深入分析C++引用
2015-07-21 18:16
711 查看
原文地址:http://blog.csdn.net/webscaler/article/details/6577429
关于引用和指针的区别的文章很多很多,但是总是找不到他们的根本区别,偶然在codeproject上看到这篇文章,觉得讲的挺好的,
所以翻译了下,希望对大家有帮助。
原文地址: http://www.codeproject.com/KB/cpp/References_in_c__.aspx
引言
我选择写C++中的引用是因为我感觉大多数人误解了引用。而我之所以有这个感受是因为我主持过很多C++的面试,并且我很少从面试者中得到关于C++引用的正确答案。

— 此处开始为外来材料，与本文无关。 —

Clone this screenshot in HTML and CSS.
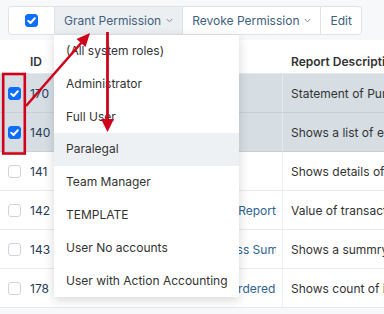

那么c++中引用到底意味这什么呢?通常一个引用让人想到是一个引用的变量的别名,而我讨厌将c++中引用定义为变量的别名。这篇文章中,我将尽量解释清楚,c++中根本就没有什么叫做别名的东东。
背景
在c/c++中,访问一个变量只能通过两种方式被访问,传递,或者查询。这两种方式是:
1.通过值 访问/传递变量
2.通过地址 访问/传递变量 – 这种方法就是指针
除此之外没有第三种访问和传递变量值的方法。引用变量也就是个指针变量,它也拥有内存空间。最关键的是引用是一种会被编译器自动解引用的指针。很难相信么?让我们来看看吧。。。
下面是一段使用引用的简单c++代码
[cpp]
view plaincopyprint?
#include <iostream.h>
int main()
{
int i = 10; // A simple integer variable
int &j = i; // A Reference to the variable i
j++; // Incrementing j will increment both i and j.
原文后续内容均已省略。